Dos figuras asociadas con la experiencia y la idea de la nación industrial son abordadas en la misma sección, “De Perón a Frondizi”. El hecho que los autores resaltan de los años peronistas es la transformación igualitaria que produjo y que tendría largos efectos. Dice Gerchunoff: “La década peronista de 1945-1955 fue un salto igualitario notable en un contexto autoritario, y sus consecuencias todavía no se han borrado del todo”. El economista delimitará más adelante el tiempo de ese salto justiciero: los tres primeros años del primer gobierno de Perón. La imagen del líder justicialista que ofrecen tanto Gerchunoff como Hora es la del dirigente realista, desprejuiciado, para quien la política tenía la primacía. Esa representación de un Perón como político pragmático puede hallar respaldo en algunos de los virajes que dio su política durante su gobierno. Pero choca con otros comportamientos.
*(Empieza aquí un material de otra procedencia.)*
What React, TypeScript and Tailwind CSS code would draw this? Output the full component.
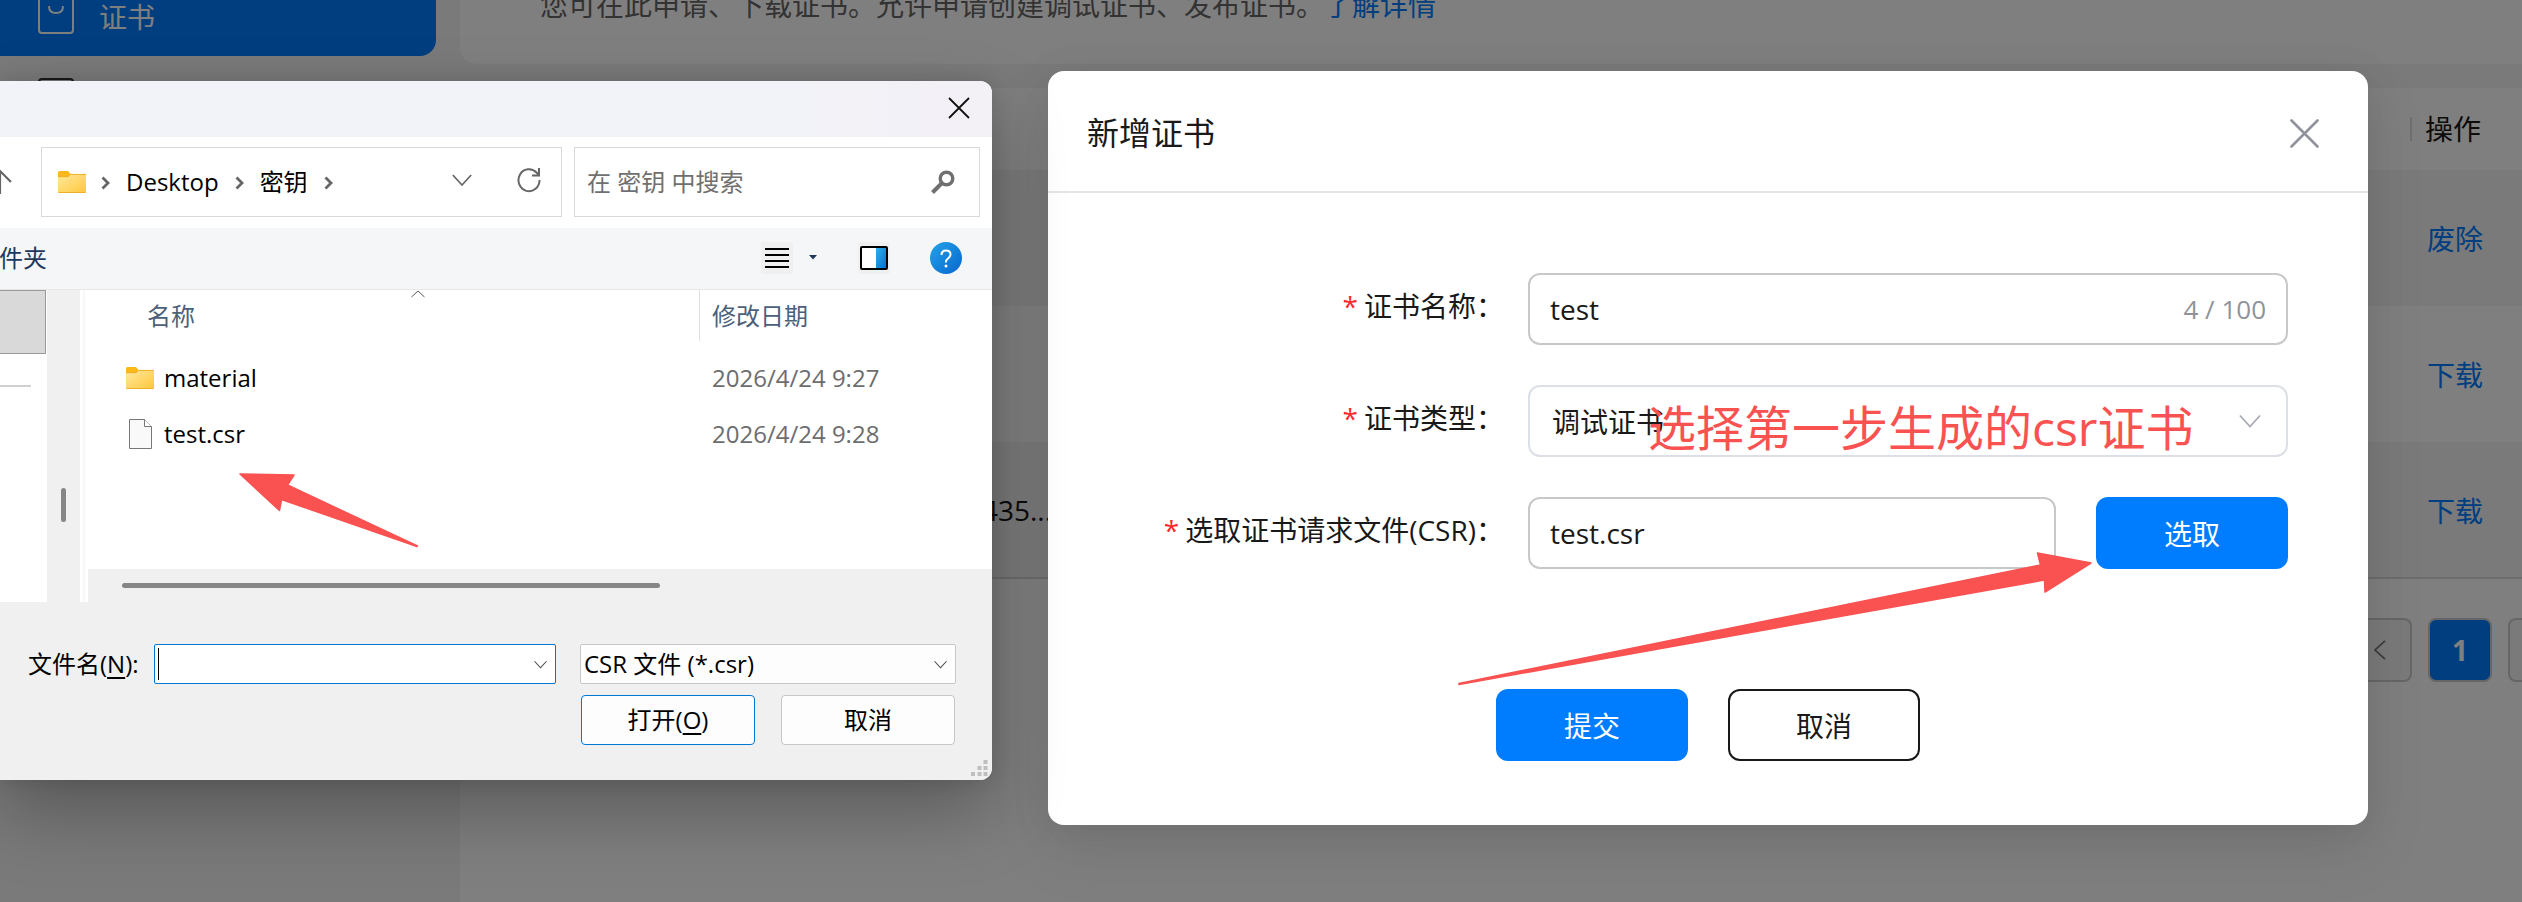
import React from "react"

const certRows = [
  { serial: "", action: "废除" },
  { serial: "", action: "下载" },
  { serial: "435...", action: "下载" },
]

const files = [
  { name: "material", date: "2026/4/24 9:27", folder: true },
  { name: "test.csr", date: "2026/4/24 9:28", folder: false },
]

function FolderIcon() {
  return (
    <svg width="28" height="22" viewBox="0 0 28 22" aria-hidden="true">
      <defs>
        <linearGradient id="folder" x1="0" y1="0" x2="1" y2="1">
          <stop offset="0" stopColor="#ffe9a0" />
          <stop offset="1" stopColor="#ffc73a" />
        </linearGradient>
      </defs>
      <path d="M0 1.5Q0 0 1.5 0H10l2.5 3V8H0z" fill="#fbb917" />
      <path d="M0 6h10l2.500-3H27q1 0 1 1v17q0 1-1 1H1q-1 0-1-1z" fill="url(#folder)" />
      <path d="M0 5.700h10L12.500 3.400H28M.5 21.500h27" fill="none" stroke="#eeb02b" />
    </svg>
  )
}

function FileIcon() {
  return (
    <svg width="23" height="30" viewBox="0 0 23 30" aria-hidden="true">
      <path d="M.5.500h15l7 7v22H.5z" fill="#f9f9f9" stroke="#777" />
      <path d="M15.500.500v7h7" fill="#fff" stroke="#777" />
    </svg>
  )
}

function Crumb() {
  return (
    <svg width="9" height="14" viewBox="0 0 9 14" className="mt-px" aria-hidden="true">
      <path d="M1.500 1.500L7 7l-5.500 5.500" fill="none" stroke="#666" strokeWidth="2.800" />
    </svg>
  )
}

function Chevron({ className, width = 12 }: { className: string; width?: number }) {
  return (
    <svg width={width} height={width} viewBox="0 0 12 12" className={className} aria-hidden="true">
      <path d="M.5 3L6 9l5.500-6" fill="none" stroke="currentColor" />
    </svg>
  )
}

function ConsolePage() {
  return (
    <div className="flex min-h-screen bg-[#f4f4f4]">
      <aside className="w-[460px] shrink-0 pr-6">
        <a href="#cert" className="flex h-14 items-start rounded-br-2xl bg-[#007dff] pl-[38px] text-[28px] leading-[34px] text-white">
          <svg width="36" height="34" viewBox="0 0 36 34" fill="none" stroke="currentColor" strokeWidth="2" aria-hidden="true">
            <path d="M1 0v30q0 3 3 3h28q3 0 3-3V0M11 6q0 7 7 7t7-7" />
          </svg>
          <span className="ml-[25px]">证书</span>
        </a>
        <svg width="36" height="36" viewBox="0 0 36 36" className="mt-[22px] ml-[38px]" aria-hidden="true">
          <rect x="1" y="1" width="34" height="34" rx="3" fill="none" stroke="#333" strokeWidth="2" />
        </svg>
      </aside>
      <main className="flex min-w-0 flex-1 flex-col gap-6">
        <div className="h-16 rounded-bl-2xl bg-white pl-20 text-[28px] text-[#666]">
          <p className="-mt-3 leading-[34px]">
            您可在此申请、下载证书。允许申请创建调试证书、发布证书。
            <a href="#more" className="text-[#007dff]">了解详情</a>
          </p>
        </div>
        <section className="flex-1 rounded-tl-2xl bg-white">
          <table className="w-full table-fixed text-left text-[28px] text-[#191919]">
            <thead>
              <tr className="h-[82px]">
                <th className="w-[592px]" />
                <th />
                <th className="w-28 font-normal">
                  <div className="flex items-center gap-[13px]">
                    <span className="h-6 w-0.5 bg-[#dedede]" />
                    操作
                  </div>
                </th>
              </tr>
            </thead>
            <tbody className="border-b-2 border-[#d9d9d9]">
              {certRows.map((row, i) => (
                <tr key={i} className="h-[136px] odd:bg-[#f4f4f4]">
                  <td className="text-right">{row.serial}</td>
                  <td />
                  <td className="pt-0.5 pl-[17px]">
                    <a href="#action" className="text-[#007dff]">{row.action}</a>
                  </td>
                </tr>
              ))}
            </tbody>
          </table>
          <nav className="mt-[39px] -mr-[50px] flex justify-end gap-4">
            <button aria-label="上一页" className="flex size-16 items-center justify-center rounded-lg border-2 border-[#ccc] bg-[#f4f4f4] text-[#777]">
              <Chevron width={20} className="rotate-90" />
            </button>
            <button className="size-16 rounded-lg border-2 border-[#ccc] bg-[#007dff] text-[28px] font-bold text-white">1</button>
            <button aria-label="下一页" className="size-16 rounded-lg border-2 border-[#ccc] bg-[#f4f4f4]" />
          </nav>
        </section>
      </main>
    </div>
  )
}

function FieldLabel({ id, children }: { id: string; children: React.ReactNode }) {
  return (
    <label htmlFor={id} className="flex h-[66px] items-center justify-end text-[28px]">
      <span className="mr-1.5 text-[#fa2a2d]">*</span>
      {children}
    </label>
  )
}

function CertModal() {
  return (
    <div className="absolute inset-0 flex items-start justify-end bg-black/50 pt-[71px] pr-[154px]">
      <div
        role="dialog"
        aria-label="新增证书"
        className="relative w-[1320px] rounded-2xl bg-white pb-16 text-[#191919] shadow-[0_24px_64px_8px_rgba(0,0,0,0.06),0_8px_40px_rgba(0,0,0,0.08)]"
      >
        <header className="flex h-[122px] items-center justify-between border-b-2 border-[#e4e4e4] pt-1 pr-[49px] pl-[39px]">
          <h2 className="text-[32px]">新增证书</h2>
          <button aria-label="关闭">
            <svg width="29" height="29" viewBox="0 0 29 29" stroke="#909399" strokeWidth="2.600" strokeLinecap="round" aria-hidden="true">
              <path d="M1.500 1.500l26 26M27.500 1.500l-26 26" />
            </svg>
          </button>
        </header>
        <form className="pt-20" onSubmit={(e) => e.preventDefault()}>
          <div className="grid grid-cols-[456px_760px] gap-x-6 gap-y-10">
            <FieldLabel id="cert-name">证书名称：</FieldLabel>
            <div className="relative flex">
              <input id="cert-name" defaultValue="test" className="h-[72px] w-full rounded-xl border-2 border-[#c8c8c8] px-5 text-[28px]" />
              <span className="absolute top-[18px] right-[22px] text-[26px] leading-9 text-[#909399]">4 / 100</span>
            </div>
            <FieldLabel id="cert-type">证书类型：</FieldLabel>
            <div className="relative flex">
              <select id="cert-type" className="h-[72px] w-full appearance-none rounded-xl border-2 border-[#dcdfe6] px-[22px] pt-0.5 text-[28px]">
                <option>调试证书</option>
              </select>
              <Chevron width={22} className="pointer-events-none absolute top-[25px] right-[27px] text-[#a8abb2]" />
            </div>
            <FieldLabel id="cert-csr">选取证书请求文件(CSR)：</FieldLabel>
            <div className="flex gap-10">
              <input id="cert-csr" defaultValue="test.csr" className="h-[72px] min-w-0 flex-1 rounded-xl border-2 border-[#c8c8c8] px-5 text-[28px]" />
              <button type="button" className="h-[72px] w-48 rounded-xl bg-[#007dff] pt-0.5 text-[28px] text-white">选取</button>
            </div>
          </div>
          <div className="mt-[120px] flex justify-center gap-10 text-[28px]">
            <button className="h-[72px] w-48 rounded-xl bg-[#007dff] pt-0.5 text-white">提交</button>
            <button type="button" className="h-[72px] w-48 rounded-xl border-2 border-[#191919] pt-0.5">取消</button>
          </div>
        </form>
        <p className="absolute top-[325px] left-[600px] text-[48px] leading-[64px] whitespace-nowrap text-[#fa5151]">
          选择第一步生成的csr证书
        </p>
        <svg width="640" height="136" viewBox="0 0 640 136" fill="#fa5151" stroke="#fa5151" strokeLinejoin="round" className="pointer-events-none absolute top-[479px] left-[408px]" aria-hidden="true">
          <path d="M3 133.500L584.500 15L581.500 3L635 13L589 42L588.500 30L3 134.500z" strokeWidth="1.500" />
        </svg>
      </div>
    </div>
  )
}

function FileDialog() {
  return (
    <div
      role="dialog"
      aria-label="打开"
      className="absolute top-[81px] left-0 w-[992px] overflow-hidden rounded-r-xl bg-white text-2xl text-black shadow-[0_32px_72px_rgba(0,0,0,0.28),0_0_20px_rgba(0,0,0,0.12)]"
    >
      <div className="flex h-14 items-center justify-end bg-linear-to-r from-[#f1f3f8] from-75% to-[#f3f0f6] pr-[22px] pb-0.5">
        <button aria-label="关闭">
          <svg width="22" height="22" viewBox="0 0 22 22" stroke="#111" strokeWidth="1.800" aria-hidden="true">
            <path d="M1 1l20 20M21 1L1 21" />
          </svg>
        </button>
      </div>

      <div className="flex h-[91px] items-center pr-3 pb-px">
        <button aria-label="上移" className="w-[41px] shrink-0">
          <svg width="26" height="26" viewBox="0 0 26 26" fill="none" stroke="#666" strokeWidth="2.200" className="-ml-[13px]" aria-hidden="true">
            <path d="M13 2v23M2 13L13 2l11 11" />
          </svg>
        </button>
        <div className="flex h-[70px] flex-1 items-center border border-[#d9d9d9] pl-4">
          <FolderIcon />
          <span className="ml-[15px]"><Crumb /></span>
          <span className="mx-4">Desktop</span>
          <Crumb />
          <span className="mx-4">密钥</span>
          <Crumb />
          <Chevron width={20} className="mr-[45px] mb-1 ml-auto text-[#666]" />
          <button aria-label="刷新" className="mr-5 pb-1">
            <svg width="24" height="26" viewBox="0 0 24 26" fill="none" stroke="#666" strokeWidth="2" aria-hidden="true">
              <path d="M22.500 13A10.500 11 0 1 1 19.500 5.500L22 8M22 1v7.500h-7" />
            </svg>
          </button>
        </div>
        <label className="ml-3 flex h-[70px] w-[406px] items-center border border-[#d9d9d9] pr-6 pl-3">
          <input aria-label="在 密钥 中搜索" placeholder="在 密钥 中搜索" className="min-w-0 flex-1 outline-none placeholder:text-[#707070]" />
          <svg width="24" height="24" viewBox="0 0 24 24" fill="none" stroke="#707070" aria-hidden="true">
            <circle cx="15.500" cy="8.500" r="6.300" strokeWidth="3.400" />
            <path d="M11 13L1.500 22.500" strokeWidth="4" />
          </svg>
        </label>
      </div>

      <div className="flex h-[62px] items-center border-b border-[#e5e7e9] bg-[#f4f6f8] pr-[30px] pb-0.5">
        <button className="-ml-px text-[#1e395b]">件夹</button>
        <button aria-label="更改视图" className="ml-auto flex items-center">
          <svg width="32" height="32" viewBox="0 0 32 32" aria-hidden="true">
            <rect width="32" height="32" rx="2" fill="#f0f0f0" />
            <path d="M4 7h24M4 13h24M4 19h24M4 25h24" stroke="#000" strokeWidth="2" />
          </svg>
          <svg width="8" height="5" viewBox="0 0 8 5" className="ml-4" aria-hidden="true">
            <path d="M0 0h8L4 4.500z" fill="#1e395b" />
          </svg>
        </button>
        <button aria-label="预览窗格" className="mr-10 ml-[41px]">
          <svg width="32" height="32" viewBox="0 0 32 32" aria-hidden="true">
            <defs>
              <linearGradient id="pane" x1="0" y1="0" x2="1" y2="1">
                <stop offset="0" stopColor="#2cb0ee" />
                <stop offset="1" stopColor="#0670cf" />
              </linearGradient>
            </defs>
            <rect width="32" height="32" rx="2" fill="#f0f0f0" />
            <rect x="3" y="5" width="26" height="22" rx="1" fill="#fff" stroke="#000" strokeWidth="2" />
            <path d="M18 6h10v20H18z" fill="url(#pane)" />
          </svg>
        </button>
        <button aria-label="帮助">
          <svg width="32" height="32" viewBox="0 0 32 32" aria-hidden="true">
            <defs>
              <linearGradient id="help" x1="0" y1="0" x2="1" y2="1">
                <stop offset="0" stopColor="#24a3e8" />
                <stop offset="1" stopColor="#0667cf" />
              </linearGradient>
            </defs>
            <circle cx="16" cy="16" r="16" fill="url(#help)" />
            <path d="M11.500 13q0-4.500 4.500-4.500t4.500 4q0 2-2.500 4t-2 4" fill="none" stroke="#fff" strokeWidth="2" />
            <circle cx="16" cy="24" r="1.500" fill="#fff" />
          </svg>
        </button>
      </div>

      <div className="flex h-[312px]">
        <div className="w-[47px]">
          <div className="h-16 w-[46px] border border-l-0 border-[#999] bg-[#d9d9d9]" />
          <div className="mt-[31px] h-0.5 w-[31px] bg-[#d0d0d0]" />
        </div>
        <div className="flex w-[33px] items-center justify-center bg-[#f0f0f0]">
          <span className="mt-[118px] h-[34px] w-[5px] rounded-full bg-[#868686]" />
        </div>
        <div className="mx-[3px] w-0.5 bg-[#f8f8f8]" />
        <div className="flex flex-1 flex-col">
          <div className="relative flex-1">
            <table className="w-full table-fixed text-left">
              <thead>
                <tr className="h-[60px] align-top text-[#4c607a]">
                  <th className="w-[612px] p-0 font-normal">
                    <div className="flex h-[51px] items-center border-r border-[#e0e0e0] pl-[59px]">名称</div>
                  </th>
                  <th className="p-0 font-normal">
                    <div className="flex h-[51px] items-center pl-3">修改日期</div>
                  </th>
                </tr>
              </thead>
              <tbody>
                {files.map((file) => (
                  <tr key={file.name} className="h-14">
                    <td className="p-0">
                      <div className="flex items-center pl-[38px]">
                        <span className="flex w-[38px] justify-start">
                          {file.folder ? <FolderIcon /> : <span className="pl-[3px]"><FileIcon /></span>}
                        </span>
                        {file.name}
                      </div>
                    </td>
                    <td className="p-0 pl-3 text-[#6d6d6d]">{file.date}</td>
                  </tr>
                ))}
              </tbody>
            </table>
            <svg width="14" height="8" viewBox="0 0 14 8" className="absolute top-0 left-[323px]" aria-hidden="true">
              <path d="M.5 7L7 1l6.500 6" fill="none" stroke="#555" />
            </svg>
            <svg width="184" height="78" viewBox="0 0 184 78" fill="#fa5151" stroke="#fa5151" strokeLinejoin="round" className="absolute top-[181px] left-[149px]" aria-hidden="true">
              <path d="M3 3L57 4L50.500 14L180.500 75L180 75.500L44.500 28.500L42.500 39.500z" strokeWidth="1.500" />
            </svg>
          </div>
          <div className="flex h-[33px] items-center bg-[#f0f0f0] pl-[34px]">
            <span className="h-[5px] w-[538px] rounded-full bg-[#868686]" />
          </div>
        </div>
      </div>

      <div className="relative bg-[#f0f0f0] pt-[42px] pr-9 pb-[35px]">
        <div className="flex h-10 items-center">
          <label htmlFor="file-name" className="w-[154px] pl-7">
            文件名(<u className="underline-offset-4">N</u>):
          </label>
          <div className="relative flex flex-1">
            <input id="file-name" className="h-10 w-full rounded-xs border border-[#0078d4] bg-white px-1" />
            <span className="absolute top-1 left-1 h-8 w-px bg-black" />
            <Chevron width={13} className="absolute top-[14px] right-[9px] text-[#444]" />
          </div>
          <div className="relative ml-6 flex w-[376px]">
            <select aria-label="文件类型" className="h-10 w-full appearance-none rounded-xs border border-[#c8c8c8] bg-[#fdfdfd] px-[3px]">
              <option>CSR 文件 (*.csr)</option>
            </select>
            <Chevron width={13} className="pointer-events-none absolute top-[14px] right-[9px] text-[#444]" />
          </div>
        </div>
        <div className="mt-[11px] flex justify-end gap-[26px] pr-px">
          <button className="h-[50px] w-[174px] rounded-sm border border-[#0078d4] bg-[#fdfdfd]">
            打开(<u className="underline-offset-4">O</u>)
          </button>
          <button className="h-[50px] w-[174px] rounded-sm border border-[#c8c8c8] bg-[#fdfdfd]">取消</button>
        </div>
        <svg width="17" height="16" viewBox="0 0 17 16" fill="#bfbfbf" className="absolute right-1 bottom-1" aria-hidden="true">
          <path d="M12.500 0h4v4h-4zM6.500 6h4v4h-4zM12.500 6h4v4h-4zM0 12h4v4H0zM6.500 12h4v4h-4zM12.500 12h4v4h-4z" />
        </svg>
      </div>
    </div>
  )
}

export default function App() {
  return (
    <div className="relative h-screen overflow-hidden font-['Open_Sans','Noto_Sans_CJK_SC',sans-serif]">
      <ConsolePage />
      <CertModal />
      <FileDialog />
    </div>
  )
}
Por ejemplo, la crisis de las relaciones con la Iglesia. ¿Por qué Perón se enredó y atizó un conflicto que le acarrearía consecuencias catastróficas, dado que iba a arrojar a la disidencia activa a una vasta masa de los católicos, entre ellos a los militares? También los percances del gobierno de Frondizi, un dirigente que igualmente se quería realista, solicitan la atención sobre aquellos aspectos de la vida pública argentina que le pueden dar inteligibilidad. ¿Dónde insertar de otro modo el discurso de marzo de 1962 en que el presidente desarrollista pronunciaría aquellas dramáticas palabras: “No me suicidaré, ni me iré del país, ni cederé”?

Estas notas motivadas por la rica conversación Gerchunoff/Hora se han hecho muy largas. La moneda está en el aire, dicen sus autores. Ojalá lo que Joaquín V. González llamaba “ley de la discordia” y hoy denominamos “grieta” deje paso a otra vida pública.